• _Task details_
Copy everything in the listing below word for word, apart from any images.
══ Data section ══
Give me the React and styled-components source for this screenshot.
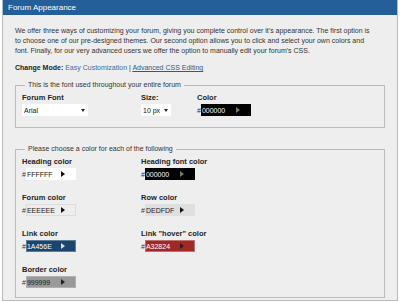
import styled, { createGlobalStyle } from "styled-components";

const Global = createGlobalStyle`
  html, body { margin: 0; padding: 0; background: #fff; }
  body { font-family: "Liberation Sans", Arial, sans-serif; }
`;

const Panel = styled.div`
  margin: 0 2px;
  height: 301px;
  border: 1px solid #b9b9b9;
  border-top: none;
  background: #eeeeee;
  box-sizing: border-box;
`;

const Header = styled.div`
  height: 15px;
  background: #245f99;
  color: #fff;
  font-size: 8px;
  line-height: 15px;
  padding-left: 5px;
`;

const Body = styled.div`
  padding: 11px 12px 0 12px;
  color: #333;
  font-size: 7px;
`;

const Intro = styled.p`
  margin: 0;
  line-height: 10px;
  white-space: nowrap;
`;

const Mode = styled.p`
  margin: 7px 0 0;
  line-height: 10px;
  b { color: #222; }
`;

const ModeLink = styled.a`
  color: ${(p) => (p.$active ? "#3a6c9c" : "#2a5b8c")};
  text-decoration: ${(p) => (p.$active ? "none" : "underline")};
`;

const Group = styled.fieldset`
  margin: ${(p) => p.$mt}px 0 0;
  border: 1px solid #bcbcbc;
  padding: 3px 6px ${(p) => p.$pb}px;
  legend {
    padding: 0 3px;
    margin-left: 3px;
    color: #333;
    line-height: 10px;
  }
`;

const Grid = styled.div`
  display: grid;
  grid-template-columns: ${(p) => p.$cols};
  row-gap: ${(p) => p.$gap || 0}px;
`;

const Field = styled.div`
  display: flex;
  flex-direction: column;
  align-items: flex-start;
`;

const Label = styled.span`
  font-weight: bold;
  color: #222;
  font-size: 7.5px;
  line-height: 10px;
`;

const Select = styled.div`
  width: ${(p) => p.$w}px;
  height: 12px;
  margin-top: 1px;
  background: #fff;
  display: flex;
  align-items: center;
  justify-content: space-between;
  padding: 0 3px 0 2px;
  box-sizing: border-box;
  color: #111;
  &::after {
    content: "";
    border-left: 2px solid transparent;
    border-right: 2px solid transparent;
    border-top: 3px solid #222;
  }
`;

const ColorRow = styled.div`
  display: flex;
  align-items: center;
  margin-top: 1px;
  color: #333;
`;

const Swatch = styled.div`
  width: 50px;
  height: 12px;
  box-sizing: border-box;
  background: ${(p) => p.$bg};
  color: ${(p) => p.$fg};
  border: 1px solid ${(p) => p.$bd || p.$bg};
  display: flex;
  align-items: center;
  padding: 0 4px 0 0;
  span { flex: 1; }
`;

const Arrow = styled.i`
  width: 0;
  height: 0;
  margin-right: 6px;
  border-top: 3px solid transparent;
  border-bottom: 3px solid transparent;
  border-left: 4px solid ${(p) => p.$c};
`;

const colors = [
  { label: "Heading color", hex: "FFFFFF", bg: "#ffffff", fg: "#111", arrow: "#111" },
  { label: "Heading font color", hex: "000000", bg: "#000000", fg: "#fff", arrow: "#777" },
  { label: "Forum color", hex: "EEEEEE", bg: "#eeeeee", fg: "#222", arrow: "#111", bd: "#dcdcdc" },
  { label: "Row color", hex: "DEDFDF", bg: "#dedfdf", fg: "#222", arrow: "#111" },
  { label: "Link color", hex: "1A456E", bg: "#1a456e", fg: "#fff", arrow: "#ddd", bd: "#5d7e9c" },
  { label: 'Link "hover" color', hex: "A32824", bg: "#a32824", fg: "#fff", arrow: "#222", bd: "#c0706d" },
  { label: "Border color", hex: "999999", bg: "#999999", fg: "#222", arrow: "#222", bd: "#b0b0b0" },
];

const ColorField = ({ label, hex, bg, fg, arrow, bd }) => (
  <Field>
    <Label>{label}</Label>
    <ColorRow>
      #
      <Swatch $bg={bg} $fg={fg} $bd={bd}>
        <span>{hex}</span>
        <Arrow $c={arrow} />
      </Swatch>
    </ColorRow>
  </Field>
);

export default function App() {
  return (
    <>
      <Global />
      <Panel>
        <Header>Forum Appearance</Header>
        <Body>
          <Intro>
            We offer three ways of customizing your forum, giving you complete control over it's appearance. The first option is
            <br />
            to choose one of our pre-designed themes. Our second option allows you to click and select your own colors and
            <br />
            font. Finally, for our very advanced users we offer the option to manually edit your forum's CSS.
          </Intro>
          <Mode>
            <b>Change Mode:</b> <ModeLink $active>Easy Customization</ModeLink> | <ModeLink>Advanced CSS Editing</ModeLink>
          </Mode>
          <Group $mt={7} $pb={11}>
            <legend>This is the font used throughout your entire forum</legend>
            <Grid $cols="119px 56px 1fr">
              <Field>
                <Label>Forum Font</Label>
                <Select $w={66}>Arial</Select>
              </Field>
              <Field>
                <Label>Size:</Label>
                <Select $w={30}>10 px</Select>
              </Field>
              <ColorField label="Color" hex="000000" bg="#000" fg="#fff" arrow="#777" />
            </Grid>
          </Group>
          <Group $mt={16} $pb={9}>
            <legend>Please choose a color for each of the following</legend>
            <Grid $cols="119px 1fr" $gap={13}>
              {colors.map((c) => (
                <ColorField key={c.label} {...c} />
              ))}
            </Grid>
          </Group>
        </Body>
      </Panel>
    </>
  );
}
═══
• _Written answer_
Give me the React and styled-components source for this screenshot.
import styled, { createGlobalStyle } from "styled-components";

const Global = createGlobalStyle`
  html, body { margin: 0; padding: 0; background: #fff; }
  body { font-family: "Liberation Sans", Arial, sans-serif; }
`;

const Panel = styled.div`
  margin: 0 2px;
  height: 301px;
  border: 1px solid #b9b9b9;
  border-top: none;
  background: #eeeeee;
  box-sizing: border-box;
`;

const Header = styled.div`
  height: 15px;
  background: #245f99;
  color: #fff;
  font-size: 8px;
  line-height: 15px;
  padding-left: 5px;
`;

const Body = styled.div`
  padding: 11px 12px 0 12px;
  color: #333;
  font-size: 7px;
`;

const Intro = styled.p`
  margin: 0;
  line-height: 10px;
  white-space: nowrap;
`;

const Mode = styled.p`
  margin: 7px 0 0;
  line-height: 10px;
  b { color: #222; }
`;

const ModeLink = styled.a`
  color: ${(p) => (p.$active ? "#3a6c9c" : "#2a5b8c")};
  text-decoration: ${(p) => (p.$active ? "none" : "underline")};
`;

const Group = styled.fieldset`
  margin: ${(p) => p.$mt}px 0 0;
  border: 1px solid #bcbcbc;
  padding: 3px 6px ${(p) => p.$pb}px;
  legend {
    padding: 0 3px;
    margin-left: 3px;
    color: #333;
    line-height: 10px;
  }
`;

const Grid = styled.div`
  display: grid;
  grid-template-columns: ${(p) => p.$cols};
  row-gap: ${(p) => p.$gap || 0}px;
`;

const Field = styled.div`
  display: flex;
  flex-direction: column;
  align-items: flex-start;
`;

const Label = styled.span`
  font-weight: bold;
  color: #222;
  font-size: 7.5px;
  line-height: 10px;
`;

const Select = styled.div`
  width: ${(p) => p.$w}px;
  height: 12px;
  margin-top: 1px;
  background: #fff;
  display: flex;
  align-items: center;
  justify-content: space-between;
  padding: 0 3px 0 2px;
  box-sizing: border-box;
  color: #111;
  &::after {
    content: "";
    border-left: 2px solid transparent;
    border-right: 2px solid transparent;
    border-top: 3px solid #222;
  }
`;

const ColorRow = styled.div`
  display: flex;
  align-items: center;
  margin-top: 1px;
  color: #333;
`;

const Swatch = styled.div`
  width: 50px;
  height: 12px;
  box-sizing: border-box;
  background: ${(p) => p.$bg};
  color: ${(p) => p.$fg};
  border: 1px solid ${(p) => p.$bd || p.$bg};
  display: flex;
  align-items: center;
  padding: 0 4px 0 0;
  span { flex: 1; }
`;

const Arrow = styled.i`
  width: 0;
  height: 0;
  margin-right: 6px;
  border-top: 3px solid transparent;
  border-bottom: 3px solid transparent;
  border-left: 4px solid ${(p) => p.$c};
`;

const colors = [
  { label: "Heading color", hex: "FFFFFF", bg: "#ffffff", fg: "#111", arrow: "#111" },
  { label: "Heading font color", hex: "000000", bg: "#000000", fg: "#fff", arrow: "#777" },
  { label: "Forum color", hex: "EEEEEE", bg: "#eeeeee", fg: "#222", arrow: "#111", bd: "#dcdcdc" },
  { label: "Row color", hex: "DEDFDF", bg: "#dedfdf", fg: "#222", arrow: "#111" },
  { label: "Link color", hex: "1A456E", bg: "#1a456e", fg: "#fff", arrow: "#ddd", bd: "#5d7e9c" },
  { label: 'Link "hover" color', hex: "A32824", bg: "#a32824", fg: "#fff", arrow: "#222", bd: "#c0706d" },
  { label: "Border color", hex: "999999", bg: "#999999", fg: "#222", arrow: "#222", bd: "#b0b0b0" },
];

const ColorField = ({ label, hex, bg, fg, arrow, bd }) => (
  <Field>
    <Label>{label}</Label>
    <ColorRow>
      #
      <Swatch $bg={bg} $fg={fg} $bd={bd}>
        <span>{hex}</span>
        <Arrow $c={arrow} />
      </Swatch>
    </ColorRow>
  </Field>
);

export default function App() {
  return (
    <>
      <Global />
      <Panel>
        <Header>Forum Appearance</Header>
        <Body>
          <Intro>
            We offer three ways of customizing your forum, giving you complete control over it's appearance. The first option is
            <br />
            to choose one of our pre-designed themes. Our second option allows you to click and select your own colors and
            <br />
            font. Finally, for our very advanced users we offer the option to manually edit your forum's CSS.
          </Intro>
          <Mode>
            <b>Change Mode:</b> <ModeLink $active>Easy Customization</ModeLink> | <ModeLink>Advanced CSS Editing</ModeLink>
          </Mode>
          <Group $mt={7} $pb={11}>
            <legend>This is the font used throughout your entire forum</legend>
            <Grid $cols="119px 56px 1fr">
              <Field>
                <Label>Forum Font</Label>
                <Select $w={66}>Arial</Select>
              </Field>
              <Field>
                <Label>Size:</Label>
                <Select $w={30}>10 px</Select>
              </Field>
              <ColorField label="Color" hex="000000" bg="#000" fg="#fff" arrow="#777" />
            </Grid>
          </Group>
          <Group $mt={16} $pb={9}>
            <legend>Please choose a color for each of the following</legend>
            <Grid $cols="119px 1fr" $gap={13}>
              {colors.map((c) => (
                <ColorField key={c.label} {...c} />
              ))}
            </Grid>
          </Group>
        </Body>
      </Panel>
    </>
  );
}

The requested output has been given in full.